• Raw data:
───

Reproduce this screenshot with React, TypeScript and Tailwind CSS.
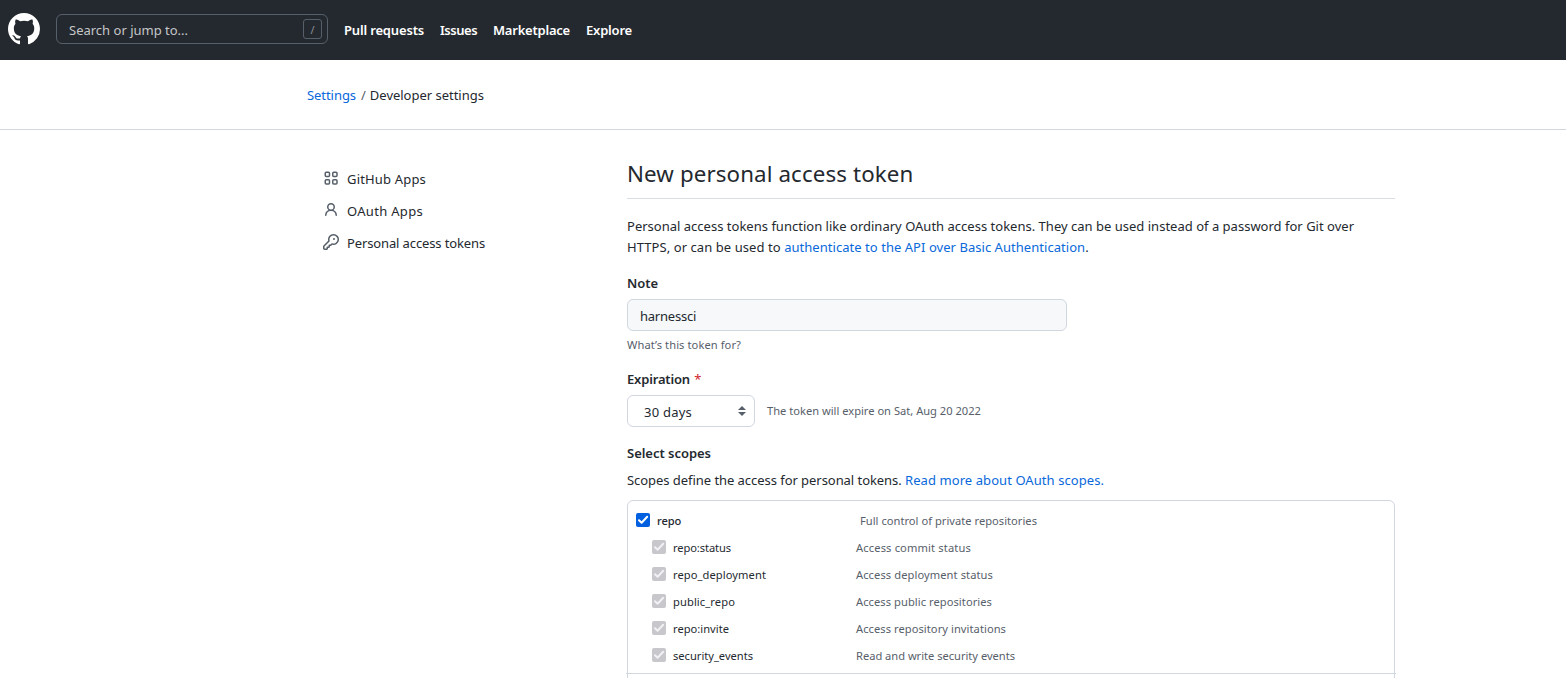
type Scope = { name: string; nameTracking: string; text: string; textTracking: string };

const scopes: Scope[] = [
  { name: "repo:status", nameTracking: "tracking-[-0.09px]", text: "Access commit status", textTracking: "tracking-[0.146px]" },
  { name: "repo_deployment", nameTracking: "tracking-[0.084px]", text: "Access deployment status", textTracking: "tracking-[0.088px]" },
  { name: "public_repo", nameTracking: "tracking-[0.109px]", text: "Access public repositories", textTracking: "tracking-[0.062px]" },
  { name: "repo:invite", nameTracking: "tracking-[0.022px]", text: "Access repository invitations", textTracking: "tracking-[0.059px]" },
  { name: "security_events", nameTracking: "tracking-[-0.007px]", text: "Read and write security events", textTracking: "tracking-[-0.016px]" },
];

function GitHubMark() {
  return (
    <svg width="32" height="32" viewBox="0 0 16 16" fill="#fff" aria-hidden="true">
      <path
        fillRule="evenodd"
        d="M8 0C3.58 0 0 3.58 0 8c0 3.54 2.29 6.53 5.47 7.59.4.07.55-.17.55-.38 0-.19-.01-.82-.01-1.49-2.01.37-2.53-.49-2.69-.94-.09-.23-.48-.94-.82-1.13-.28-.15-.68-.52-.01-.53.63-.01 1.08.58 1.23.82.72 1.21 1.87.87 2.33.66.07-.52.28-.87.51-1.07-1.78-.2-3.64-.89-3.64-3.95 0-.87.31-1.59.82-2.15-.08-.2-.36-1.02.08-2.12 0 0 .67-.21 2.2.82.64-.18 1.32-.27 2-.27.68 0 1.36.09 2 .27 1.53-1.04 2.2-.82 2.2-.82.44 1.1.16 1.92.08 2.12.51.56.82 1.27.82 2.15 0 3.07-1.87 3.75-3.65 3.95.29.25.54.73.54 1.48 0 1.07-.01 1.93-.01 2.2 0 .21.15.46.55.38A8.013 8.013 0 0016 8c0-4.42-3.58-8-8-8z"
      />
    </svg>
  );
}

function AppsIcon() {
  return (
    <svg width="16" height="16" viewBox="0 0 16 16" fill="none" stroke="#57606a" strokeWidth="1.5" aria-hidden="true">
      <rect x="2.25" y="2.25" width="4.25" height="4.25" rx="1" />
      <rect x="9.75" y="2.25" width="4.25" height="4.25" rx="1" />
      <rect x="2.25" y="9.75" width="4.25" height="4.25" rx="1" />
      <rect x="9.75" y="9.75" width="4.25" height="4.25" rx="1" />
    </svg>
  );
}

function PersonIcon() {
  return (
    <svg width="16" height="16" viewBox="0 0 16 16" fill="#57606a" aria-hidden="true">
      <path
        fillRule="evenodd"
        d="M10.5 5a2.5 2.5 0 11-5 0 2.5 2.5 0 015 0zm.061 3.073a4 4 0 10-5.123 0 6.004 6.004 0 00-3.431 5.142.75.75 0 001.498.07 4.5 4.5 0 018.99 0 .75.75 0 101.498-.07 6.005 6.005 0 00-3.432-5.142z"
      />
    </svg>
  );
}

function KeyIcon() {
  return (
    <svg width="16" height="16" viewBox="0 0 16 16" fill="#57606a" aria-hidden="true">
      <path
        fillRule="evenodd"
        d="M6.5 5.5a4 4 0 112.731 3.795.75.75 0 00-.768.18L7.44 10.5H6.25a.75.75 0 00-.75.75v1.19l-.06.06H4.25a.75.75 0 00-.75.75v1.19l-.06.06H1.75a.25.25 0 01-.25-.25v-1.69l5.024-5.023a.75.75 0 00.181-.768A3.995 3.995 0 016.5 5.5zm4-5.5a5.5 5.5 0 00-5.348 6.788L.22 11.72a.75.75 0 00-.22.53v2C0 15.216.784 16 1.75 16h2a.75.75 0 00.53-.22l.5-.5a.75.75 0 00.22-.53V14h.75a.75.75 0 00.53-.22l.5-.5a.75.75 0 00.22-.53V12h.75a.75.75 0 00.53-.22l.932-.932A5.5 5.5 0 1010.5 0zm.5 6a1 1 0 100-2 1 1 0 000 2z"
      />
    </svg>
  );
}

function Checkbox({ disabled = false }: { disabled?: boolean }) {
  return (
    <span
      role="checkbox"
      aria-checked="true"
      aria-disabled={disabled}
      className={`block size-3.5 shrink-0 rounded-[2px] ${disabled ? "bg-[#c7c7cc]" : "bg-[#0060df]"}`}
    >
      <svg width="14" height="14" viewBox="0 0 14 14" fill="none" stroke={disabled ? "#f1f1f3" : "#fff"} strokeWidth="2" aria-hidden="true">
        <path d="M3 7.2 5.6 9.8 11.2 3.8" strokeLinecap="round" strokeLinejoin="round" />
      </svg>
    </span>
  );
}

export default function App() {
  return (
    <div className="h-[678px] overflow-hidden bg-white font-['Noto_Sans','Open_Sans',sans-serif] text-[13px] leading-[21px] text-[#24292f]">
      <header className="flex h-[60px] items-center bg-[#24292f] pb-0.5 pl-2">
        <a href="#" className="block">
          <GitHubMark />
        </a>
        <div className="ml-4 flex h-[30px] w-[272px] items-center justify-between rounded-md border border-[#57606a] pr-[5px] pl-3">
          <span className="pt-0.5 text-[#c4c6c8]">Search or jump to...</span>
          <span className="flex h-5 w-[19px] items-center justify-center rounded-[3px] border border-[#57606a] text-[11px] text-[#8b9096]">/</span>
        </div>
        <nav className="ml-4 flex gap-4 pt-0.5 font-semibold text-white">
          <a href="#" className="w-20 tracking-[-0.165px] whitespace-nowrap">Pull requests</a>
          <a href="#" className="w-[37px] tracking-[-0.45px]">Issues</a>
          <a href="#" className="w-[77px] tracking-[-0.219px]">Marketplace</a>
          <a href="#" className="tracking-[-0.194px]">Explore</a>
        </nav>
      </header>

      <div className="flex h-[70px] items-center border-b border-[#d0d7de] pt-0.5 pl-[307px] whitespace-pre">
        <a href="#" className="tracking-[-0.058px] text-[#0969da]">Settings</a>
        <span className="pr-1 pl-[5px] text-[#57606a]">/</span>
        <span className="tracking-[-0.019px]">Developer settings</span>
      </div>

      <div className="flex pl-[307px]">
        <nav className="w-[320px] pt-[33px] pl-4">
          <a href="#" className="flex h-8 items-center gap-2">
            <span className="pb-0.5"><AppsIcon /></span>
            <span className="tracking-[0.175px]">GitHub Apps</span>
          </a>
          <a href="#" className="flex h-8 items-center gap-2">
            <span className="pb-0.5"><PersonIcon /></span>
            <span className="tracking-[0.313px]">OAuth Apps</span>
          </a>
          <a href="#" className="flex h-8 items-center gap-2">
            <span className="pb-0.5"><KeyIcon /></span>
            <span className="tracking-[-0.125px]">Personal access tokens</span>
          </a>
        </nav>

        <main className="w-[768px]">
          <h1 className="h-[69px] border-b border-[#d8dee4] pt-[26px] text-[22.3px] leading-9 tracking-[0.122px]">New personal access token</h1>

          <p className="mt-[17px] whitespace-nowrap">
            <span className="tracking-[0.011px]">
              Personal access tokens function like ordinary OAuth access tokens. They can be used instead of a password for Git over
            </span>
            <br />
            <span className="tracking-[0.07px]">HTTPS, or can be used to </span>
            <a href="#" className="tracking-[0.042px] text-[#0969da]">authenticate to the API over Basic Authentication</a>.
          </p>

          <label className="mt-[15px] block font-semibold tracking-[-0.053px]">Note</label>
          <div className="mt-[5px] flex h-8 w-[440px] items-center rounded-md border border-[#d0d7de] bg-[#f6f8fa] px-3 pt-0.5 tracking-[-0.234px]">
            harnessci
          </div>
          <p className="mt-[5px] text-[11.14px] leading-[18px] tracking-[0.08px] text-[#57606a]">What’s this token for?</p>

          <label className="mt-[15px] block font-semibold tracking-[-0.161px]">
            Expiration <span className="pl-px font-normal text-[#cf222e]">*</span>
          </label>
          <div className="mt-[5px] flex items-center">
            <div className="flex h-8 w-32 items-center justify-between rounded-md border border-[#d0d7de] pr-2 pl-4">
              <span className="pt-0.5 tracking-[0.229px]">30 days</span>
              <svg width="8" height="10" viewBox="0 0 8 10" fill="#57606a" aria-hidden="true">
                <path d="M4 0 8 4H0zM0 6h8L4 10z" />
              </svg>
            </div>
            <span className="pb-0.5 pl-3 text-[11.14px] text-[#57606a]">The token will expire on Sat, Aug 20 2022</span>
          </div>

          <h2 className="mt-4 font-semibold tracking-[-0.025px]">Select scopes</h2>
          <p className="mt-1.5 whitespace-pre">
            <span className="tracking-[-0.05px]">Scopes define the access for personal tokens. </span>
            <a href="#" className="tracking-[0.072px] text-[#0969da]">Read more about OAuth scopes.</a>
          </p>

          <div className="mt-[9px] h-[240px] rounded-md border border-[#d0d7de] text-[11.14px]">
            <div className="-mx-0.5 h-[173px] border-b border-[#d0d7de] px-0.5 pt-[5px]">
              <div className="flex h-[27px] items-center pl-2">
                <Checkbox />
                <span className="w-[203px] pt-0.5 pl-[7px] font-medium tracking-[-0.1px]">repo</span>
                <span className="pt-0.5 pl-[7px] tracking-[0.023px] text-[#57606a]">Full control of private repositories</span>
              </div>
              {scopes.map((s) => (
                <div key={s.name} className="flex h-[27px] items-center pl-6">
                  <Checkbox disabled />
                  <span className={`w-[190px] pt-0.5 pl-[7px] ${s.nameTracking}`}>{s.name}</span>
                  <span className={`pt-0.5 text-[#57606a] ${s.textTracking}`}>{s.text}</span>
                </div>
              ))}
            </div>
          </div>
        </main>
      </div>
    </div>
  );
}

───

• What the exercise asks:
From the data, list each line in which the string "this" appears.

• The solution:
Reproduce this screenshot with React, TypeScript and Tailwind CSS.
          <p className="mt-[5px] text-[11.14px] leading-[18px] tracking-[0.08px] text-[#57606a]">What’s this token for?</p>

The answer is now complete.